Cérebro sociável
Um por todos e todos por um
Você acaba de entrar em uma loja e há dois vendedores no balcão. Um deles sorri largamente quando lhe vê enquanto o outro lhe observa, mas não esboçou nenhum sorriso e inclusive franziu levemente a testa. O vendedor sorridente diz um largo bom dia e o outro, apesar de não tirar os olhos de você, diz somente: “em que posso ajudá-lo?” Para qual deles você vai dirigir a palavra? Acho que já sei sua resposta, porém o que está por trás dela pode ser muito interessante se pararmos um minuto para analisar nossos comportamentos.
A receptividade dos dois vendedores atesta qual deles tem maior conhecimento técnico sobre o produto que você procura? O fato de um deles ser mais sorridente e receptivo faz com que você se sinta chamado a conversar com ele, mas será que sua escolha foi acertada? Deixe-me contar o que sei sobre estes dois: sem compromisso com nada, despreocupado com a vida, este vendedor que trabalha distribuindo sorrisos tem muito pouco preparo técnico sobre os produtos que vende. Enquanto isso, o outro passa o tempo do almoço lendo manuais técnicos para lhe atender melhor.
Como seus resultados não têm sido satisfatórios, o vendedor carrancudo quer saber o que ele deve fazer para ter os mesmos resultados do “boa-vida” aí do lado. Para ele, é estressante pensar que o colega que não estuda, fala coisas erradas sobre os produtos e usa até de enganação para vender mais consegue resultados melhores.
Ele já não sabe mais o que fazer para mudar esta situação. Tem ficado doente com frequência e já foi diagnosticado com sinais de ansiedade e depressão. Quanto ao vendedor sorridente, o gerente anda recebendo reclamações após as vendas, mas os resultados dele estão dentro do esperado. Se precisar demitir alguém não tem dúvida de que escolherá o problemático.
Mas, o que o vendedor precisa é desenvolver seu cérebro socioemocional, caso contrário, poderá perder seu emprego. Pergunte ao vendedor problemático o motivo para não ter clientes. E então ele dirá que tem muito azar. Este espírito de eterno perseguido é uma das razões para que ele não consiga se desligar um só minuto das suas preocupações pessoais. Quando o cliente entra na loja, ele está preocupado e franze a testa porque já está prevendo que o outro vendedor será escolhido. Desta forma, como ele vai conseguir criar empatia com o cliente e entender que um sorriso pode mudar tudo?

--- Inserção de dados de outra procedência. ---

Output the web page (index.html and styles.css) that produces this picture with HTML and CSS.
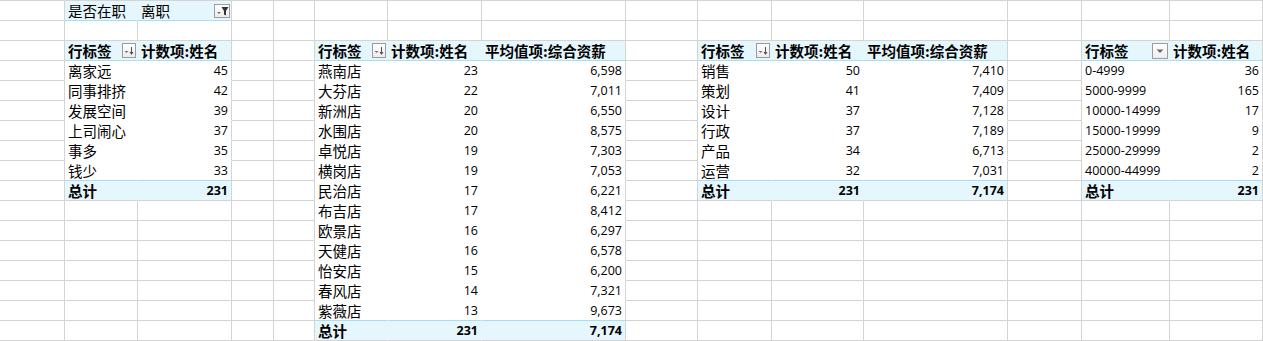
FILE: index.html
```html
<!DOCTYPE html>
<html lang="zh-CN">
<head>
<meta charset="utf-8">
<title>数据透视表</title>
<link rel="stylesheet" href="styles.css">
</head>
<body>
<table class="sheet">
<colgroup>
<col class="c1"><col class="c2"><col class="c3"><col class="c4"><col class="c5"><col class="c6"><col class="c7"><col class="c8"><col class="c9"><col class="c10"><col class="c11"><col class="c12"><col class="c13"><col class="c14"><col class="c15">
</colgroup>
<tbody>
<tr>
<td></td>
<td class="f">是否在职</td>
<td class="f e pb"><div class="lab"><span>离职</span><span class="btn filt"><svg width="14" height="12" viewBox="0 0 14 12"><polygon points="2,7 6,7 4,9" fill="#707070"/><polygon points="6.5,2 13.5,2 11,6 11,10.5 9,9.5 9,6" fill="#333"/></svg></span></div></td>
<td></td><td></td><td></td><td></td><td></td><td></td><td></td><td></td><td></td><td></td><td></td><td></td>
</tr>
<tr>
<td></td><td></td><td></td><td></td><td></td><td></td><td></td><td></td><td></td><td></td><td></td><td></td><td></td><td></td><td></td>
</tr>
<tr>
<td></td>
<td class="h pb"><div class="lab"><span>行标签</span><span class="btn sort"><svg width="12" height="13" viewBox="0 0 12 13"><polygon points="1.5,7 5.5,7 3.5,9" fill="#707070"/><line x1="8.5" y1="3" x2="8.5" y2="10" stroke="#505050" stroke-width="1"/><polygon points="6.5,8 10.5,8 8.5,11" fill="#505050"/></svg></span></div></td>
<td class="h e">计数项:姓名</td>
<td></td><td></td>
<td class="h pb"><div class="lab"><span>行标签</span><span class="btn sort"><svg width="12" height="13" viewBox="0 0 12 13"><polygon points="1.5,7 5.5,7 3.5,9" fill="#707070"/><line x1="8.5" y1="3" x2="8.5" y2="10" stroke="#505050" stroke-width="1"/><polygon points="6.5,8 10.5,8 8.5,11" fill="#505050"/></svg></span></div></td>
<td class="h">计数项:姓名</td>
<td class="h e">平均值项:综合资薪</td>
<td></td>
<td class="h pb"><div class="lab"><span>行标签</span><span class="btn sort"><svg width="12" height="13" viewBox="0 0 12 13"><polygon points="1.5,7 5.5,7 3.5,9" fill="#707070"/><line x1="8.5" y1="3" x2="8.5" y2="10" stroke="#505050" stroke-width="1"/><polygon points="6.5,8 10.5,8 8.5,11" fill="#505050"/></svg></span></div></td>
<td class="h">计数项:姓名</td>
<td class="h e">平均值项:综合资薪</td>
<td></td>
<td class="h pb"><div class="lab"><span>行标签</span><span class="btn drop"><svg width="14" height="14" viewBox="0 0 14 14"><polygon points="3.5,5.5 10.5,5.5 7,9" fill="#6a6a6a"/></svg></span></div></td>
<td class="h e">计数项:姓名</td>
</tr>
<tr>
<td></td><td class="d">离家远</td><td class="d e n">45</td><td></td><td></td>
<td class="d">燕南店</td><td class="d n">23</td><td class="d e n">6,598</td><td></td>
<td class="d">销售</td><td class="d n">50</td><td class="d e n">7,410</td><td></td>
<td class="d nl">0-4999</td><td class="d e n">36</td>
</tr>
<tr>
<td></td><td class="d">同事排挤</td><td class="d e n">42</td><td></td><td></td>
<td class="d">大芬店</td><td class="d n">22</td><td class="d e n">7,011</td><td></td>
<td class="d">策划</td><td class="d n">41</td><td class="d e n">7,409</td><td></td>
<td class="d nl">5000-9999</td><td class="d e n">165</td>
</tr>
<tr>
<td></td><td class="d">发展空间</td><td class="d e n">39</td><td></td><td></td>
<td class="d">新洲店</td><td class="d n">20</td><td class="d e n">6,550</td><td></td>
<td class="d">设计</td><td class="d n">37</td><td class="d e n">7,128</td><td></td>
<td class="d nl">10000-14999</td><td class="d e n">17</td>
</tr>
<tr>
<td></td><td class="d">上司闹心</td><td class="d e n">37</td><td></td><td></td>
<td class="d">水围店</td><td class="d n">20</td><td class="d e n">8,575</td><td></td>
<td class="d">行政</td><td class="d n">37</td><td class="d e n">7,189</td><td></td>
<td class="d nl">15000-19999</td><td class="d e n">9</td>
</tr>
<tr>
<td></td><td class="d">事多</td><td class="d e n">35</td><td></td><td></td>
<td class="d">卓悦店</td><td class="d n">19</td><td class="d e n">7,303</td><td></td>
<td class="d">产品</td><td class="d n">34</td><td class="d e n">6,713</td><td></td>
<td class="d nl">25000-29999</td><td class="d e n">2</td>
</tr>
<tr>
<td></td><td class="d b">钱少</td><td class="d e b n">33</td><td></td><td></td>
<td class="d">横岗店</td><td class="d n">19</td><td class="d e n">7,053</td><td></td>
<td class="d b">运营</td><td class="d b n">32</td><td class="d e b n">7,031</td><td></td>
<td class="d b nl">40000-44999</td><td class="d e b n">2</td>
</tr>
<tr>
<td></td><td class="t">总计</td><td class="t e n">231</td><td></td><td></td>
<td class="d">民治店</td><td class="d n">17</td><td class="d e n">6,221</td><td></td>
<td class="t">总计</td><td class="t n">231</td><td class="t e n">7,174</td><td></td>
<td class="t">总计</td><td class="t e n">231</td>
</tr>
<tr>
<td></td><td></td><td></td><td></td><td></td>
<td class="d">布吉店</td><td class="d n">17</td><td class="d e n">8,412</td>
<td></td><td></td><td></td><td></td><td></td><td></td><td></td>
</tr>
<tr>
<td></td><td></td><td></td><td></td><td></td>
<td class="d">欧景店</td><td class="d n">16</td><td class="d e n">6,297</td>
<td></td><td></td><td></td><td></td><td></td><td></td><td></td>
</tr>
<tr>
<td></td><td></td><td></td><td></td><td></td>
<td class="d">天健店</td><td class="d n">16</td><td class="d e n">6,578</td>
<td></td><td></td><td></td><td></td><td></td><td></td><td></td>
</tr>
<tr>
<td></td><td></td><td></td><td></td><td></td>
<td class="d">怡安店</td><td class="d n">15</td><td class="d e n">6,200</td>
<td></td><td></td><td></td><td></td><td></td><td></td><td></td>
</tr>
<tr>
<td></td><td></td><td></td><td></td><td></td>
<td class="d">春风店</td><td class="d n">14</td><td class="d e n">7,321</td>
<td></td><td></td><td></td><td></td><td></td><td></td><td></td>
</tr>
<tr>
<td></td><td></td><td></td><td></td><td></td>
<td class="d b">紫薇店</td><td class="d b n">13</td><td class="d e b n">9,673</td>
<td></td><td></td><td></td><td></td><td></td><td></td><td></td>
</tr>
<tr>
<td></td><td></td><td></td><td></td><td></td>
<td class="t">总计</td><td class="t n">231</td><td class="t e n">7,174</td>
<td></td><td></td><td></td><td></td><td></td><td></td><td></td>
</tr>
</tbody>
</table>
</body>
</html>
```

FILE: styles.css
```css
html, body {
  margin: 0;
  padding: 0;
  background: #ffffff;
  overflow: hidden;
}

body {
  font-family: "Noto Sans CJK SC", "Noto Sans", sans-serif;
  font-size: 14.5px;
  color: #000000;
}

.sheet {
  border-collapse: separate;
  border-spacing: 0;
  table-layout: fixed;
  width: 1263px;
  border-top: 1px solid #d4d4d4;
}

.c1 { width: 65px; }
.c2 { width: 73px; }
.c3 { width: 94px; }
.c4 { width: 42px; }
.c5 { width: 41px; }
.c6 { width: 73px; }
.c7 { width: 94px; }
.c8 { width: 144px; }
.c9 { width: 72px; }
.c10 { width: 74px; }
.c11 { width: 92px; }
.c12 { width: 144px; }
.c13 { width: 74px; }
.c14 { width: 88px; }
.c15 { width: 93px; }

.sheet tr {
  height: 20px;
}

.sheet td {
  box-sizing: border-box;
  height: 20px;
  padding: 0 3px;
  border-right: 1px solid #d4d4d4;
  border-bottom: 1px solid #d4d4d4;
  line-height: 19px;
  white-space: nowrap;
  overflow: hidden;
  vertical-align: middle;
}

/* pivot data cells: hide internal gridlines */
.sheet td.d {
  background: #ffffff;
  border-right-color: #ffffff;
  border-bottom-color: #ffffff;
}

/* pivot header / filter / total cells */
.sheet td.h,
.sheet td.f {
  background: #e5f6fc;
  border-right-color: #e5f6fc;
  border-bottom-color: #a9ddf1;
}

.sheet td.h {
  font-weight: bold;
}

.sheet td.t {
  background: #e5f6fc;
  border-right-color: #e5f6fc;
  font-weight: bold;
}

/* last data row: light blue rule above the total */
.sheet td.b {
  border-bottom-color: #a9ddf1;
}

/* right edge of a pivot table keeps its gridline */
.sheet td.e {
  border-right-color: #d4d4d4;
}

.sheet td.pb {
  padding-right: 1px;
}

/* numeric cells */
.sheet td.n {
  text-align: right;
  font-family: "Open Sans", "Noto Sans", sans-serif;
  font-size: 12.5px;
}

.sheet td.nl {
  font-family: "Open Sans", "Noto Sans", sans-serif;
  font-size: 12.5px;
}

.lab {
  display: flex;
  align-items: center;
  justify-content: space-between;
  height: 19px;
}

.btn {
  box-sizing: border-box;
  display: flex;
  align-items: center;
  justify-content: center;
  border: 1px solid #9c9c9c;
  background: linear-gradient(#ffffff, #ececec);
}

.btn svg {
  display: block;
}

.sort {
  width: 14px;
  height: 15px;
}

.filt {
  width: 16px;
  height: 14px;
}

.drop {
  width: 16px;
  height: 16px;
}
```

Precisamos aprender a observar os outros e se desligar das ideias fixas que fazemos de nós mesmos. O cérebro socioemocional é a porção cerebral que constrói, a partir das emoções, um campo frutífero para as relações sociais.
Vida em sociedade passa por comprometimento
Nosso sistema emocional não pode estar sequestrado em preocupações constantes sobre a sobrevivência emocional. Isto seria desastroso. E as relações sociais acabariam se tornando apenas um meio para a solução destas demandas que são exclusivamente pessoais. Não podemos olhar para uma pessoa como se ela fosse a salvação da nossa pátria. Isto faria com que as relações intrapessoais se tornassem extremamente pobres. Além disso, deixar o cérebro ficar sequestrado o tempo todo tentando resolver as mesmas coisas usando o mesmo tipo de pensamento, não vai ajudar em nada. A criatividade e a capacidade produtiva são inimigas destes ciclos viciosos emocionais.
Para desenvolver a inteligência social, é importante desligar-se daquela ladainha que se repete todo dia na sua mente e que é alimentada pela porção do sistema emocional que só se preocupa com a própria existência. Mas há outros elementos que precisam ser mudados nesta cena.
Precisamos aprender a reconhecer um sorriso verdadeiramente interessado e comprometido para não cairmos na arapuca do vendedor “boa-gente”. Precisamos chamar a atenção do gestor para que ele desenvolva ferramentas para desenvolver adequadamente seus funcionários. E vamos forçar o vendedor boa-vida a preocupar-se verdadeiramente com as pessoas que atende e não só dar sorrisos vazios e dissimulados.
Para a emancipação emocional do ser humano, nosso sistema emocional precisa evoluir e começar a tomar conta das relações sociais com a mesma força que as necessidades internas são cuidadas. E o mais importante é considerar que não vale ficar cuidando dos outros só com a intenção de que os outros cuidem de você.
Um aprendizado muito importante que a natureza revela através da evolução do cérebro dos mamíferos é que a vida em sociedade é mais do que apenas uma divisão de tarefas. É a forma pela qual aprendemos a nos comprometer com o todo para que o todo possa se comprometer com a gente.